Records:
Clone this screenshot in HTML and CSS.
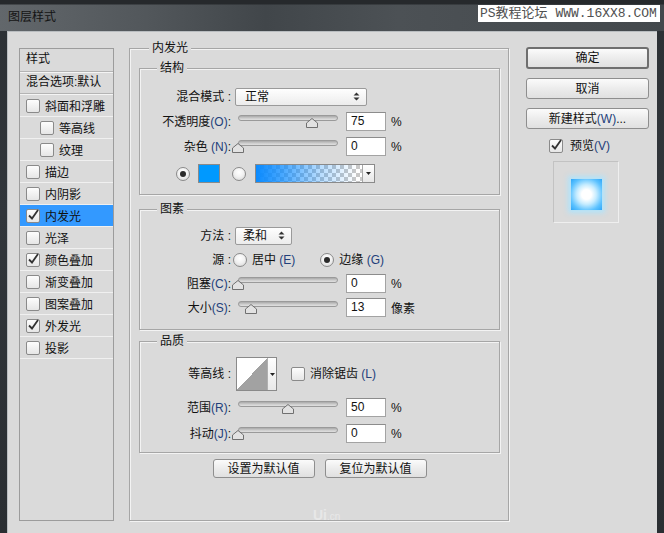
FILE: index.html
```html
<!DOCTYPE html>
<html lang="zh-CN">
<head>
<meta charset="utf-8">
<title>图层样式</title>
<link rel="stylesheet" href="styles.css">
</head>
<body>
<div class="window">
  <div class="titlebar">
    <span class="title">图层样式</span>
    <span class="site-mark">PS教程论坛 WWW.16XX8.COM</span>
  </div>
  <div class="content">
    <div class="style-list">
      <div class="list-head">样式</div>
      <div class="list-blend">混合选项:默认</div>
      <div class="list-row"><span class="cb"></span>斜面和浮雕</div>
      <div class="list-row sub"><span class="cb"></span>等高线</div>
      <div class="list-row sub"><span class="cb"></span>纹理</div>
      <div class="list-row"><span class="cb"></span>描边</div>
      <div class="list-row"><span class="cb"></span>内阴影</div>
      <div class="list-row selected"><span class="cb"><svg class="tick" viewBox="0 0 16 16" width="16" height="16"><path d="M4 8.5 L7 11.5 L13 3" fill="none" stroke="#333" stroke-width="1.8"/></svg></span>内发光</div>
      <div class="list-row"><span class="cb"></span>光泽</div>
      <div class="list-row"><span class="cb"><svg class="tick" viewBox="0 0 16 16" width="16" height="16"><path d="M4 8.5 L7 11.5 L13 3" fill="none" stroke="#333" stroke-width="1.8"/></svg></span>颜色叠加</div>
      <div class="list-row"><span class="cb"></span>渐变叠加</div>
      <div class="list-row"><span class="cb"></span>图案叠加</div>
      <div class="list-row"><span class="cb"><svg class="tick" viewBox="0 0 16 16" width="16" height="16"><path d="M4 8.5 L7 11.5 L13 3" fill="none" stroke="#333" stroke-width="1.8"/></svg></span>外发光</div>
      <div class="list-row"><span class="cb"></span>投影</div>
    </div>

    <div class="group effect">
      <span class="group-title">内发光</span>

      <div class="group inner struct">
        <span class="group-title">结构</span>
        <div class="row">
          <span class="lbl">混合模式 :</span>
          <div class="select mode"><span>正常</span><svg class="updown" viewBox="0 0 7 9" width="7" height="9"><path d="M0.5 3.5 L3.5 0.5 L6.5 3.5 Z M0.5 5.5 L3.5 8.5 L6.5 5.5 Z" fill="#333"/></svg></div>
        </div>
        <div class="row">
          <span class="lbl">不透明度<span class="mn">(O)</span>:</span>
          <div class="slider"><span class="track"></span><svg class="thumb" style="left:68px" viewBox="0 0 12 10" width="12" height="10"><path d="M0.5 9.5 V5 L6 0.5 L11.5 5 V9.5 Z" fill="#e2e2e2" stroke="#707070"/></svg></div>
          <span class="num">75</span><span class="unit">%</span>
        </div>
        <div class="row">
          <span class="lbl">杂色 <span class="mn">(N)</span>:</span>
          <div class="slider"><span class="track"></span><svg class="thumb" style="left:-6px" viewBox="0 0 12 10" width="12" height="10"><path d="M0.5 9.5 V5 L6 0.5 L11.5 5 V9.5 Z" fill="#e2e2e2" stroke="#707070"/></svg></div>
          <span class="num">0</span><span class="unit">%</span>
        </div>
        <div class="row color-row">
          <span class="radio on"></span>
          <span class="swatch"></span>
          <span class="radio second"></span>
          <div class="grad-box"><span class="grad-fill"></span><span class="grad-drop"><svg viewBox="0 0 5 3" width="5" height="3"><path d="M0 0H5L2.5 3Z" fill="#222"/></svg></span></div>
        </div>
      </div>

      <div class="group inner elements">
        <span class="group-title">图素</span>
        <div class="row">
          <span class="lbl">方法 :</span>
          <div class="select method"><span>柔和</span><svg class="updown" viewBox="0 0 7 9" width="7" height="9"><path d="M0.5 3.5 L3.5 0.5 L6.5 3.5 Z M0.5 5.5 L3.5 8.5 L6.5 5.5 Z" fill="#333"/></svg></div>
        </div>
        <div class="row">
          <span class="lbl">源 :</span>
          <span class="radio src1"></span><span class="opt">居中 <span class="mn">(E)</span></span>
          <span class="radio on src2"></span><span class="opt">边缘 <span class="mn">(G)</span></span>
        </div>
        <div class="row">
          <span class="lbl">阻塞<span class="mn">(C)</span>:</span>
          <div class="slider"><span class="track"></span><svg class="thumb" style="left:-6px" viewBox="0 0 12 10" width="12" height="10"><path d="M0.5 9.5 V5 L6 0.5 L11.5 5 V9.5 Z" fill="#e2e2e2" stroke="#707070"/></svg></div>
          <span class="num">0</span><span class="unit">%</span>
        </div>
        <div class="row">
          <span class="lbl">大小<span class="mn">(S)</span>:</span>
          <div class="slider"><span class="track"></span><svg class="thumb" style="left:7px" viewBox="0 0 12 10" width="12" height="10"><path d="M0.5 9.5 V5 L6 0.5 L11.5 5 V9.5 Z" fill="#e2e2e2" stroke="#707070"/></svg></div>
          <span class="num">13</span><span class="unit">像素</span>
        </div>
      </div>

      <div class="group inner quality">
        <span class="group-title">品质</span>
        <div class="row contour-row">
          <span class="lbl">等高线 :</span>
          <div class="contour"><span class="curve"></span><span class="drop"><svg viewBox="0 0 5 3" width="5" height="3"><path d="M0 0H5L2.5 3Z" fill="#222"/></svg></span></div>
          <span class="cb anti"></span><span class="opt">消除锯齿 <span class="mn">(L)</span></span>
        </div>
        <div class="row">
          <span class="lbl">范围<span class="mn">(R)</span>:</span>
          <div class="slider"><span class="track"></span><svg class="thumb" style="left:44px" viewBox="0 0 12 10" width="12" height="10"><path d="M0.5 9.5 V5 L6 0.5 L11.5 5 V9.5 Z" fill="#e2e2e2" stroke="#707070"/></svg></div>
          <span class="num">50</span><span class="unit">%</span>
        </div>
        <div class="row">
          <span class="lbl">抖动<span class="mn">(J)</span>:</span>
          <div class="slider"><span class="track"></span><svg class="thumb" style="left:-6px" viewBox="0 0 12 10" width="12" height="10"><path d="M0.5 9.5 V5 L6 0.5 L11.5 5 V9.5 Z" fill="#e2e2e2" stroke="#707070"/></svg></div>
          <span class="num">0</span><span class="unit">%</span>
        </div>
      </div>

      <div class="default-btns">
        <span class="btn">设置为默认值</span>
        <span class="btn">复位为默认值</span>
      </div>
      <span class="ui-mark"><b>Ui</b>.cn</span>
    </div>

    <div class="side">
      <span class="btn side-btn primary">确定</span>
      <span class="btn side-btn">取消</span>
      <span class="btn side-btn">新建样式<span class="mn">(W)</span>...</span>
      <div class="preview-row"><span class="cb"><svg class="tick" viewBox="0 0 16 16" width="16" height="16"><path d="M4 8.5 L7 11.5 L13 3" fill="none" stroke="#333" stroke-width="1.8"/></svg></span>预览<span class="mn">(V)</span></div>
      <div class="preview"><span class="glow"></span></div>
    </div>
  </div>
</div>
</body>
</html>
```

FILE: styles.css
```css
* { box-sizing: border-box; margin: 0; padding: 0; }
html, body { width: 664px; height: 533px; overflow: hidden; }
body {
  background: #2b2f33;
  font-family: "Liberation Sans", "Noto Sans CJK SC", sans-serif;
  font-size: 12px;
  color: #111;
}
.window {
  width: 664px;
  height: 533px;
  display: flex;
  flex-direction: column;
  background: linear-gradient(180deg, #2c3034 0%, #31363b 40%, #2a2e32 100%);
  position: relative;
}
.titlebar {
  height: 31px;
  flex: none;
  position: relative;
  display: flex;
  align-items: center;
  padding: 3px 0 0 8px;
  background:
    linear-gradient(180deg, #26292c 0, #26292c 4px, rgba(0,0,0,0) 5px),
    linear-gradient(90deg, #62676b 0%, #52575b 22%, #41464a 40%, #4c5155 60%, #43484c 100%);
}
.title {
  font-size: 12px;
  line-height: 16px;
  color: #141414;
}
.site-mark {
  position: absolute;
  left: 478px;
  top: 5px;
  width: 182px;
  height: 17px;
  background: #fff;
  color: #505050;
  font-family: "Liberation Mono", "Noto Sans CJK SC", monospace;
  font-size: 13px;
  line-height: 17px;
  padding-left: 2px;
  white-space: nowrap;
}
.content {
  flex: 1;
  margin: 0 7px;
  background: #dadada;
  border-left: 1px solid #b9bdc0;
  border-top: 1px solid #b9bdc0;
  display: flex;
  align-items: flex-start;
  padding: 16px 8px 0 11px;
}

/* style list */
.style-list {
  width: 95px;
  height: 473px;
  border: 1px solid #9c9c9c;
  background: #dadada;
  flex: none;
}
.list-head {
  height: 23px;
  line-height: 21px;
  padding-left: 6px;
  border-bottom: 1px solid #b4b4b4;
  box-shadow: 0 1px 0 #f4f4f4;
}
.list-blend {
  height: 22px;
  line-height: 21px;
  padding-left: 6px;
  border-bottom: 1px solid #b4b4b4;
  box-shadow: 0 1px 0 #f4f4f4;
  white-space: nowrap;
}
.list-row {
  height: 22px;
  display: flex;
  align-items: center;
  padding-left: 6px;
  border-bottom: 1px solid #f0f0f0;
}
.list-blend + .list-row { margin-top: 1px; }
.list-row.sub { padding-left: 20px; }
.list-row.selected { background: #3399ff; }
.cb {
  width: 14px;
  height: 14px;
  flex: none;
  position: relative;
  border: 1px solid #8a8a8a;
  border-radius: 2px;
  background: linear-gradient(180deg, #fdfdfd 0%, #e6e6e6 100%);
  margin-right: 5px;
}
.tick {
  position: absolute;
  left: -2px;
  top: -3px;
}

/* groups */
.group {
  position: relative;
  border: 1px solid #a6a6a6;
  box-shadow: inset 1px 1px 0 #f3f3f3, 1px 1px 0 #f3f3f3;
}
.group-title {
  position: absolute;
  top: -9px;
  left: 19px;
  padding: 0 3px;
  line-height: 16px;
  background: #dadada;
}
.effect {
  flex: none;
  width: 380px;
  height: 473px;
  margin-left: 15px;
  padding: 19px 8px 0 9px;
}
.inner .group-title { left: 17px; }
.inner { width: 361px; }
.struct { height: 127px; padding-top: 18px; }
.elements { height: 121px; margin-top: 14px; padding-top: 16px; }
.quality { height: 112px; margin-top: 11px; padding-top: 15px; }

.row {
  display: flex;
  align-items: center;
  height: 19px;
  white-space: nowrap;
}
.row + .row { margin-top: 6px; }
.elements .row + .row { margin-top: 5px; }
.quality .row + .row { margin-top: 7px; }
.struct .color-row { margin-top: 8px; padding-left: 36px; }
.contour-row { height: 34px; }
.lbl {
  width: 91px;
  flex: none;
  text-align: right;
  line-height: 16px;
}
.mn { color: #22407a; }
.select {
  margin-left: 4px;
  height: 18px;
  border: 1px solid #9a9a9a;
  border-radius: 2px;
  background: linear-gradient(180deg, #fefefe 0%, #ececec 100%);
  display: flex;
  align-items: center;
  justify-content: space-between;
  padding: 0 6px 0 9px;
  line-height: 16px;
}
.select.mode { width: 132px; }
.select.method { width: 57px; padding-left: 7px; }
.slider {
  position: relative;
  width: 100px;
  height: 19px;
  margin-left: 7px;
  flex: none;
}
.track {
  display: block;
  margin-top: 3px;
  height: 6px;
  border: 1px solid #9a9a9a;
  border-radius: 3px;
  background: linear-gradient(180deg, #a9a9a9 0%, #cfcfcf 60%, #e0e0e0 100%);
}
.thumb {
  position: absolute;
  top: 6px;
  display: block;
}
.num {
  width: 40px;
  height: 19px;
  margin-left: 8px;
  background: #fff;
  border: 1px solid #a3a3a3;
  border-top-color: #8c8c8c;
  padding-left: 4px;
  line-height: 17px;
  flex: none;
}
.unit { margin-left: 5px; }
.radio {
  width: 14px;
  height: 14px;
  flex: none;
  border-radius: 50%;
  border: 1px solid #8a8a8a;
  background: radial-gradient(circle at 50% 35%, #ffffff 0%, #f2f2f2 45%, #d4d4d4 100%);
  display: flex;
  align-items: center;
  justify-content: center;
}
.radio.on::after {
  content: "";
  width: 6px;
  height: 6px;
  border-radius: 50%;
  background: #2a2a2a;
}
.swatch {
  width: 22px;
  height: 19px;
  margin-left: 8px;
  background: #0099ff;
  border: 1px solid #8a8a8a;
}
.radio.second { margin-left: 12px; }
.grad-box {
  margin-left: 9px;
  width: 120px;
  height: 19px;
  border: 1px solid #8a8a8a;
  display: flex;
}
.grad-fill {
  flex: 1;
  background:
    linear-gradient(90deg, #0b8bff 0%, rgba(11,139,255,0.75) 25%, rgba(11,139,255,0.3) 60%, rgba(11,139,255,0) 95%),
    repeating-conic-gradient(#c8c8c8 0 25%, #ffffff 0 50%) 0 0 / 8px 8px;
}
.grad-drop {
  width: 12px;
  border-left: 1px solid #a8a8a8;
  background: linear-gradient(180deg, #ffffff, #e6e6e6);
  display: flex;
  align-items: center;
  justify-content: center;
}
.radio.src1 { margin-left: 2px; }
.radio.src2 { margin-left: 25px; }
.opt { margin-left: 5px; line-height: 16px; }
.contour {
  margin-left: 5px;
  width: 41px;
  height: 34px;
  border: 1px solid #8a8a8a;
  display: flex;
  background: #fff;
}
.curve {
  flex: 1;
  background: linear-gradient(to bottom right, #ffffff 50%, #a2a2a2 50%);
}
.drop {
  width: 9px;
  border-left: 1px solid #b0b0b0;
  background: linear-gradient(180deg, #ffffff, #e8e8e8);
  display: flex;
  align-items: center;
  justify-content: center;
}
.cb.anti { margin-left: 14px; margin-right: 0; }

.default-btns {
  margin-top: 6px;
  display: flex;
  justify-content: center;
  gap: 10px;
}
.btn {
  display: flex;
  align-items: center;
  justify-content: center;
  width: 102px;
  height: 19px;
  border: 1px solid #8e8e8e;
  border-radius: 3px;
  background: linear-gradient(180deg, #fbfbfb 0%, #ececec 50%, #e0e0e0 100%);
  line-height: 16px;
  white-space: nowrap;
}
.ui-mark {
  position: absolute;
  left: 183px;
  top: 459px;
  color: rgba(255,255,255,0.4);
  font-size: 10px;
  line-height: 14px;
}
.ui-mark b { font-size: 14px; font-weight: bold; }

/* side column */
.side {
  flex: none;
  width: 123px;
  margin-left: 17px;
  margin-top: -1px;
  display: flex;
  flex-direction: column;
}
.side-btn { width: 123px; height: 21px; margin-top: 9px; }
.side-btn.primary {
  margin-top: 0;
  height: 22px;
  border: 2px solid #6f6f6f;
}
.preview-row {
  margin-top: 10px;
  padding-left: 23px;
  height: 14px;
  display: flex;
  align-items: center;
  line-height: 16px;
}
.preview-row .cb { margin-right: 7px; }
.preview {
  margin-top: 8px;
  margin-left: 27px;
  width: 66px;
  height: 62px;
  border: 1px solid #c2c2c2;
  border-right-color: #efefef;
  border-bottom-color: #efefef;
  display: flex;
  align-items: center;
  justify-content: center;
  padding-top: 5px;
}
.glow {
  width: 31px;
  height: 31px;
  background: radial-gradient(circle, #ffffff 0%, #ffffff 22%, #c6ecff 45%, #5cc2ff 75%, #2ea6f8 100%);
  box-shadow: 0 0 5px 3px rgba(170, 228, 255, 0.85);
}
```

==

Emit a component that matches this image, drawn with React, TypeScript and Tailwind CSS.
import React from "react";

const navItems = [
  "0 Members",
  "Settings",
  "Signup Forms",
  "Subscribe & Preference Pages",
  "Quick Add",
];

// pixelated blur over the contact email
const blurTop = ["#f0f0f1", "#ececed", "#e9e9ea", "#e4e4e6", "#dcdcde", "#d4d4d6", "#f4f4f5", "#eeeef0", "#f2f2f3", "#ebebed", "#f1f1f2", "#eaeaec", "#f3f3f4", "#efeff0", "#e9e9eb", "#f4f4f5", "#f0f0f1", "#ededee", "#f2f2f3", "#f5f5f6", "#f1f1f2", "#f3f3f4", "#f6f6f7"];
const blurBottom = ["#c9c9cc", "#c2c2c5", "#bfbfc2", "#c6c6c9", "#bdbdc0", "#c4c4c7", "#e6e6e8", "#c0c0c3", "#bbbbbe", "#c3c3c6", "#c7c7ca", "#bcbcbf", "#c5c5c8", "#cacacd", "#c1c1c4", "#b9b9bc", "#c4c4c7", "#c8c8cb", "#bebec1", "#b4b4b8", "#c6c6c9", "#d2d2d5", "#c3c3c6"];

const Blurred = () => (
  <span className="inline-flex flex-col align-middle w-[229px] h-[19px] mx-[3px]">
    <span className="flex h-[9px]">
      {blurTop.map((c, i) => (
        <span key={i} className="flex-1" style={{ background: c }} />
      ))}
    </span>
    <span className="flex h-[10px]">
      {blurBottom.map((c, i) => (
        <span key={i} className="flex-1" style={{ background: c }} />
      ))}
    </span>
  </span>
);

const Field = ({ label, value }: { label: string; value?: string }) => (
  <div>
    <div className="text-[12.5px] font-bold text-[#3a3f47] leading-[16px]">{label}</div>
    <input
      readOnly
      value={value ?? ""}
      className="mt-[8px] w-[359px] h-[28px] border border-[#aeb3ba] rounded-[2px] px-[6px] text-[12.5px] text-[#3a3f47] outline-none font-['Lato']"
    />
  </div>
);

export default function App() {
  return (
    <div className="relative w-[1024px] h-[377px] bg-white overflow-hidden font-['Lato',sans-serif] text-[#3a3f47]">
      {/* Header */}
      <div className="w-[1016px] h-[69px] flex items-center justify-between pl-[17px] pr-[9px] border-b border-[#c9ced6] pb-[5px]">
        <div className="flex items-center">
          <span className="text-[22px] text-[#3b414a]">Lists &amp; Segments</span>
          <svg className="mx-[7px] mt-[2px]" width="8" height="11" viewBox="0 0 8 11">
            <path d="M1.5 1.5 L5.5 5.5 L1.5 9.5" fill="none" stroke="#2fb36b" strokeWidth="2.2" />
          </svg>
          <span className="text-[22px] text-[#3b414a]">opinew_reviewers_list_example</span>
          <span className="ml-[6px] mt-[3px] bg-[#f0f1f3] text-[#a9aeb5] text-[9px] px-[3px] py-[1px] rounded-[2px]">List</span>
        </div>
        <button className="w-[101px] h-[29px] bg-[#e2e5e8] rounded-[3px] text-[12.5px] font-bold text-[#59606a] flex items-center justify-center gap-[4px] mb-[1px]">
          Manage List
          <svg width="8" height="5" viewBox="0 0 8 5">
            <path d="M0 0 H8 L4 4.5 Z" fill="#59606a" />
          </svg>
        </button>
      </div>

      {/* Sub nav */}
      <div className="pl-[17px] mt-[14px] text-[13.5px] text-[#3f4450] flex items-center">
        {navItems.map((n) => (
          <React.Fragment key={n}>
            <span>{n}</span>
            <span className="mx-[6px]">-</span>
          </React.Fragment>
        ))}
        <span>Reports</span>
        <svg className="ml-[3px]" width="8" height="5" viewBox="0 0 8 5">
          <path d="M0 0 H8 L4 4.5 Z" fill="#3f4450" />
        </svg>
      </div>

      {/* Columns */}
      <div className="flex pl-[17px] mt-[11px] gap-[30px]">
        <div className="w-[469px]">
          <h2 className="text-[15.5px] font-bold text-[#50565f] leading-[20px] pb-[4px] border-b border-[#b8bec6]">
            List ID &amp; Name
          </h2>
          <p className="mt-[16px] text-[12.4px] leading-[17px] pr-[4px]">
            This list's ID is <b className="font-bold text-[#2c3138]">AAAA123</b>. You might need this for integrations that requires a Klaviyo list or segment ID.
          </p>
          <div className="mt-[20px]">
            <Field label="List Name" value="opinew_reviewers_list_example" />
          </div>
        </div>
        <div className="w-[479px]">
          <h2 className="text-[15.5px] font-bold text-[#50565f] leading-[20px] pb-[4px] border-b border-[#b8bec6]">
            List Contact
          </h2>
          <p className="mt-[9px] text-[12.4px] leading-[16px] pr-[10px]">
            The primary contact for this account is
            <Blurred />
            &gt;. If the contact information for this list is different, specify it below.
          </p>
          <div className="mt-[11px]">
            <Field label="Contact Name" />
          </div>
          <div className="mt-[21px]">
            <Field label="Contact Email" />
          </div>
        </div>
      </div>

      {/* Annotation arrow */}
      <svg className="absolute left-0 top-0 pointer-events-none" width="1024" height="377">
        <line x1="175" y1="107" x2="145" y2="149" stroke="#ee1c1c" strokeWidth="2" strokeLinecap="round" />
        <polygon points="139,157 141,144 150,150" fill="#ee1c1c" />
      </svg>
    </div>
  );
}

* * *

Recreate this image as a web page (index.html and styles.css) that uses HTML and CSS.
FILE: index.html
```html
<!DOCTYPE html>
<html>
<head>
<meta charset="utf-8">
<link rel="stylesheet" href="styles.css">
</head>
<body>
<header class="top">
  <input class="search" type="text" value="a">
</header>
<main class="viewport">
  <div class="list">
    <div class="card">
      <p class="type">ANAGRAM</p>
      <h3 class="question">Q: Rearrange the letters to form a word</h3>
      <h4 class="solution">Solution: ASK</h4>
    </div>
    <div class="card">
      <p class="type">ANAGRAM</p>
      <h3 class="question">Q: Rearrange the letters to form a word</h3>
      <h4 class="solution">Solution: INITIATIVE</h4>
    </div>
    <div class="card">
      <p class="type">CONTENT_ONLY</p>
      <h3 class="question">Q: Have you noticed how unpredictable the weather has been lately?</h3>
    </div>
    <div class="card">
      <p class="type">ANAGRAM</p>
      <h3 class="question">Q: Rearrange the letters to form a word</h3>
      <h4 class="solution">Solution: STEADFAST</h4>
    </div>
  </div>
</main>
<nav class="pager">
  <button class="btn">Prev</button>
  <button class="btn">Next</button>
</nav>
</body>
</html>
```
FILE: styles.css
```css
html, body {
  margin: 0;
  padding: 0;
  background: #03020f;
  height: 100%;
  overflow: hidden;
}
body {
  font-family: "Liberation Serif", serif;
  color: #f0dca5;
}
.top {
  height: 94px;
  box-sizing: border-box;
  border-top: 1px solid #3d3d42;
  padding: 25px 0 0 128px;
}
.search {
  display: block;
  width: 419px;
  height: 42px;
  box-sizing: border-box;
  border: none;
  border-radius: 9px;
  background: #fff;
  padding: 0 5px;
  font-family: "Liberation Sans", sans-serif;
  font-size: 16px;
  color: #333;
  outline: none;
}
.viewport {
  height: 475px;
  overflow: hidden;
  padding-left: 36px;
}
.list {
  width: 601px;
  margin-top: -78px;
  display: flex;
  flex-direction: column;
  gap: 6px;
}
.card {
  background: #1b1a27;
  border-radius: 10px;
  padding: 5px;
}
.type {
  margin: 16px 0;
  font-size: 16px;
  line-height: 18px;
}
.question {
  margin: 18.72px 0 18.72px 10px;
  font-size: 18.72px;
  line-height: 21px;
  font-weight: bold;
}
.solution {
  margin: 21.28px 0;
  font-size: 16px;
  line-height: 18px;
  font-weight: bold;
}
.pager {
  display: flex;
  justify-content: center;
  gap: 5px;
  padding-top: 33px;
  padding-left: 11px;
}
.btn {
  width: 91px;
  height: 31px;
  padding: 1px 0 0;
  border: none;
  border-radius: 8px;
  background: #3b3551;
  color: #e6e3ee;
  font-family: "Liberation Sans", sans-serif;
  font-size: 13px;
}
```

WHAT THE TASK REQUIRES: From the data above, show each line that contains "image".

RESULT BELOW:
Emit a component that matches this image, drawn with React, TypeScript and Tailwind CSS.
Recreate this image as a web page (index.html and styles.css) that uses HTML and CSS.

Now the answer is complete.